Don Terry, an administrator with the bank who spearheaded the remittance study, said the issue wasn't analyzed much until a few years ago. The bank's own examinations, dating to 2001, prove that the quantity of migrants and the volume of the money they send home has skyrocketed, and projections show the trend is likely to continue.
"People are flabbergasted when they realize the impact of this issue," Terry said. "For Latin American countries, remittances from abroad add up higher than direct foreign aid."
The remittance influx to Mexico now matches oil as the country's top revenue source. And for smaller countries such as Honduras and El Salvador, a cut in remittances would usher a dive into bankruptcy, said Sergio Bendixen, a Miami-based pollster who conducted a survey of 2,511 U.S-based migrants as well as 30 focus groups throughout Latin America for the IDB report.

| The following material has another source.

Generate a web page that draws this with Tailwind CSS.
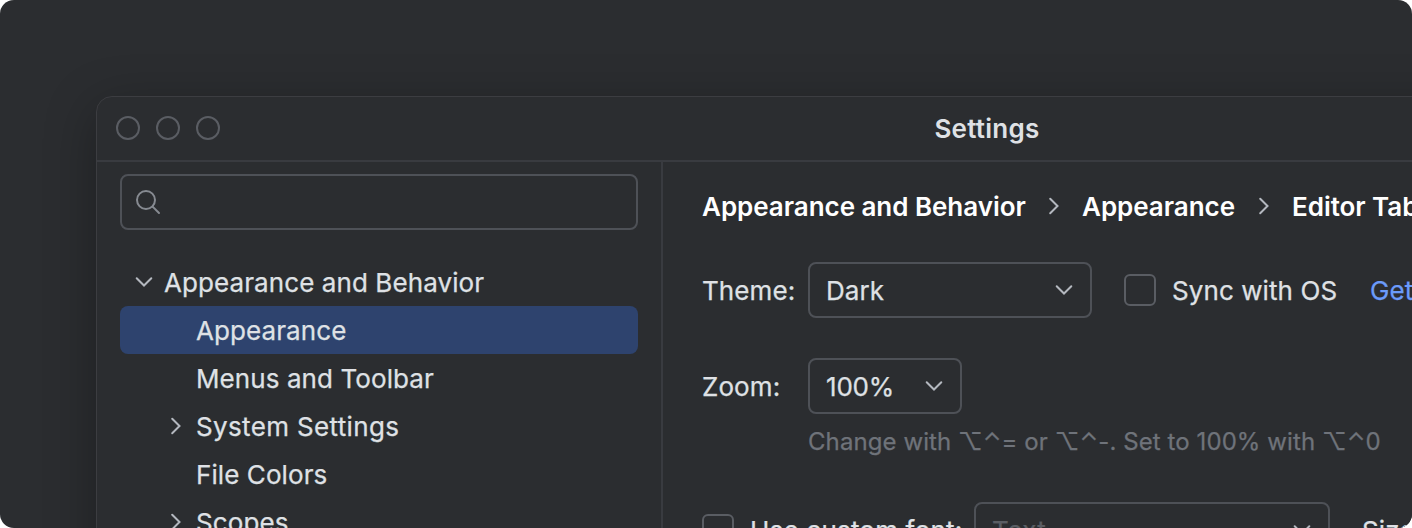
<!DOCTYPE html>
<html lang="en">
<head>
<meta charset="utf-8">
<title>Settings</title>
<script src="https://cdn.jsdelivr.net/npm/@tailwindcss/browser@4"></script>
</head>
<body class="bg-white">
<svg class="hidden">
  <symbol id="down" viewBox="0 0 32 32"><path d="M8.7 12.2 16 19.5l7.3-7.3" fill="none" stroke="currentColor" stroke-width="2" stroke-linecap="round"/></symbol>
  <symbol id="right" viewBox="0 0 32 32"><path d="M12.2 8.7 19.5 16l-7.3 7.3" fill="none" stroke="currentColor" stroke-width="2" stroke-linecap="round"/></symbol>
</svg>
<div class="w-[1412px] h-[528px] overflow-hidden rounded-[14px] bg-[#2b2d30] pl-24 pt-24 font-['Inter',sans-serif] tracking-[0.085px] [-webkit-text-stroke:0.25px] text-[26px] leading-[50px] text-[#dfe1e5] whitespace-nowrap">
  <div class="w-[1780px] h-[900px] rounded-2xl border border-[#3c3d41] bg-[#2b2d30] shadow-[0_12px_52px_rgba(0,0,0,0.3)] flex flex-col">
    <header class="h-[65px] shrink-0 border-b-2 border-[#393b40] flex items-center relative">
      <div class="flex gap-4 pl-[19px] pb-px">
        <span class="size-6 rounded-full border-2 border-[#5a5d63]"></span>
        <span class="size-6 rounded-full border-2 border-[#5a5d63]"></span>
        <span class="size-6 rounded-full border-2 border-[#5a5d63]"></span>
      </div>
      <h1 class="w-full pl-0.5 text-center font-semibold absolute inset-x-0 tracking-[0.25px] [-webkit-text-stroke:0]">Settings</h1>
    </header>
    <div class="flex flex-1">
      <aside class="w-[566px] shrink-0 border-r-2 border-[#393b40] pl-[23px] pr-[23px] pt-3">
        <div class="h-14 rounded-lg border-2 border-[#4e5157] flex items-center pl-3">
          <svg class="size-8 text-[#868a91]" viewBox="0 0 32 32" fill="none" stroke="currentColor" stroke-width="2" stroke-linecap="round"><circle cx="12" cy="14" r="9"/><path d="m18.6 20.6 6.4 6.4"/></svg>
        </div>
        <nav class="pt-7">
          <div class="h-12 flex pl-2"><svg class="size-8 mt-2 mr-1 text-[#b4b8bf]"><use href="#down"/></svg>Appearance and Behavior</div>
          <div class="h-12 rounded-lg bg-[#2e436e] pl-[76px]">Appearance</div>
          <div class="h-12 pl-[76px]">Menus and Toolbar</div>
          <div class="h-12 flex pl-10 tracking-[0.35px]"><svg class="size-8 mt-2 mr-1 text-[#b4b8bf]"><use href="#right"/></svg>System Settings</div>
          <div class="h-12 pl-[76px]">File Colors</div>
          <div class="h-12 flex pl-10"><svg class="size-8 mt-2 mr-1 text-[#b4b8bf]"><use href="#right"/></svg>Scopes</div>
        </nav>
      </aside>
      <main class="flex-1 pl-[39px]">
        <div class="h-[88px] flex items-center font-semibold text-white pt-px tracking-[-0.04px] [-webkit-text-stroke:0]">
          <span class="w-[335.5px]">Appearance and Behavior</span>
          <svg class="size-8 mr-[12.5px] -mt-px text-[#b4b8bf]"><use href="#right"/></svg>
          <span class="w-[165.5px]">Appearance</span>
          <svg class="size-8 mr-[12.5px] -mt-px text-[#b4b8bf]"><use href="#right"/></svg>
          <span>Editor Tabs</span>
        </div>
        <div class="h-14 mt-3 flex items-center">
          <span class="w-[106px] pt-0.5">Theme:</span>
          <div class="w-[284px] h-14 rounded-lg border-2 border-[#4e5157] flex items-center justify-between pl-4 pr-[10px]"><span class="pt-0.5">Dark</span><svg class="size-8 text-[#b4b8bf]"><use href="#down"/></svg></div>
          <span class="size-8 ml-8 mr-4 rounded-md border-2 border-[#5a5d63]"></span>
          <span class="w-[198px] pt-0.5">Sync with OS</span>
          <span class="pt-0.5 text-[#6b9bfa]">Get plugins</span>
        </div>
        <div class="h-14 mt-10 flex items-center">
          <span class="w-[106px] pt-0.5">Zoom:</span>
          <div class="w-[154px] h-14 rounded-lg border-2 border-[#4e5157] flex items-center justify-between pl-4 pr-[10px]"><span class="pt-0.5 tracking-[-0.2px]">100%</span><svg class="size-8 text-[#b4b8bf]"><use href="#down"/></svg></div>
        </div>
        <div class="pl-[106px] mt-2 h-10 text-2xl/10 text-[#6f737a]">Change with ⌥⌃= or ⌥⌃-. Set to 100% with ⌥⌃0</div>
        <div class="h-14 mt-10 flex items-center">
          <span class="size-8 mr-4 rounded-md border-2 border-[#5a5d63]"></span>
          <span class="w-[224px] pt-0.5 tracking-[0.2px]">Use custom font:</span>
          <div class="w-[356px] h-14 rounded-lg border-2 border-[#4e5157] flex items-center justify-between pl-4 pr-[10px] text-[#5a5d63]"><span class="pt-0.5 tracking-[0.4px]">Text</span><svg class="size-8 text-[#b4b8bf]"><use href="#down"/></svg></div>
          <span class="ml-8 pt-0.5">Size:</span>
        </div>
      </main>
    </div>
  </div>
</div>
</body>
</html>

The money from abroad is so crucial for many of these countries that it keeps 20 million Latin American families from falling into poverty, Terry said.
In the United States, the money transfers are coming from a wider geographical base than ever — the report lacked figures only for West Virginia and Montana — but the traditional destination states still dominate the tally.
Migrants in Texas will send $5.2 billion this year, second only to California's $13.3 billion. Contributions from Louisiana ballooned from $61 million in 2004 to an estimated $208 million this year, a product of the labor of thousands of migrants who moved to the state for hurricane reconstruction jobs.
In the past five years, based on the poll and the focus groups, Bendixen concluded that the number of migrants sending money home increased from 59 percent to 73 percent — most now dispatching dollars monthly rather than quarterly.
The average transfer went up from $200 to $300, Bendixen said.
Confirming past studies, the IDB report noted that more than half of migrants leave their homelands in search of work in the United States because they couldn't find jobs at home.
Migrants typically find jobs within two weeks to a month, with average earnings of $900 per month.
Readily acknowledging the remittance issue has created political controversy over the issue of illegal immigration, Terry dismissed what he deemed as myths about migrants not contributing to the U.S. economy.
Most migrants, in fact, pay taxes and send only 10 percent of their earnings back home, he said.
But even that amount equates to millions that should remain within U.S. borders, said Jack Martin, spokesman for the Federation for American Immigration Reform, the country's largest immigration-restriction lobbying organization.
"It's a net reduction on our economy. It negatively impacts on our balance-of-payment deficit," Martin said.
The IDB hopes the money going to Latin America can help turn around its economies. Families back home shouldn't be the only ones benefiting from remittances, the report concluded. A system needs to be developed so the money could be used to help Latin American economies prosper.
If they had decent jobs at home, many migrants would stay put, Terry said. A good first step, he noted, would be for the receiving families to look to invest instead of just cashing in — depositing cash into bank accounts instead of taking a wad of bills home, for example.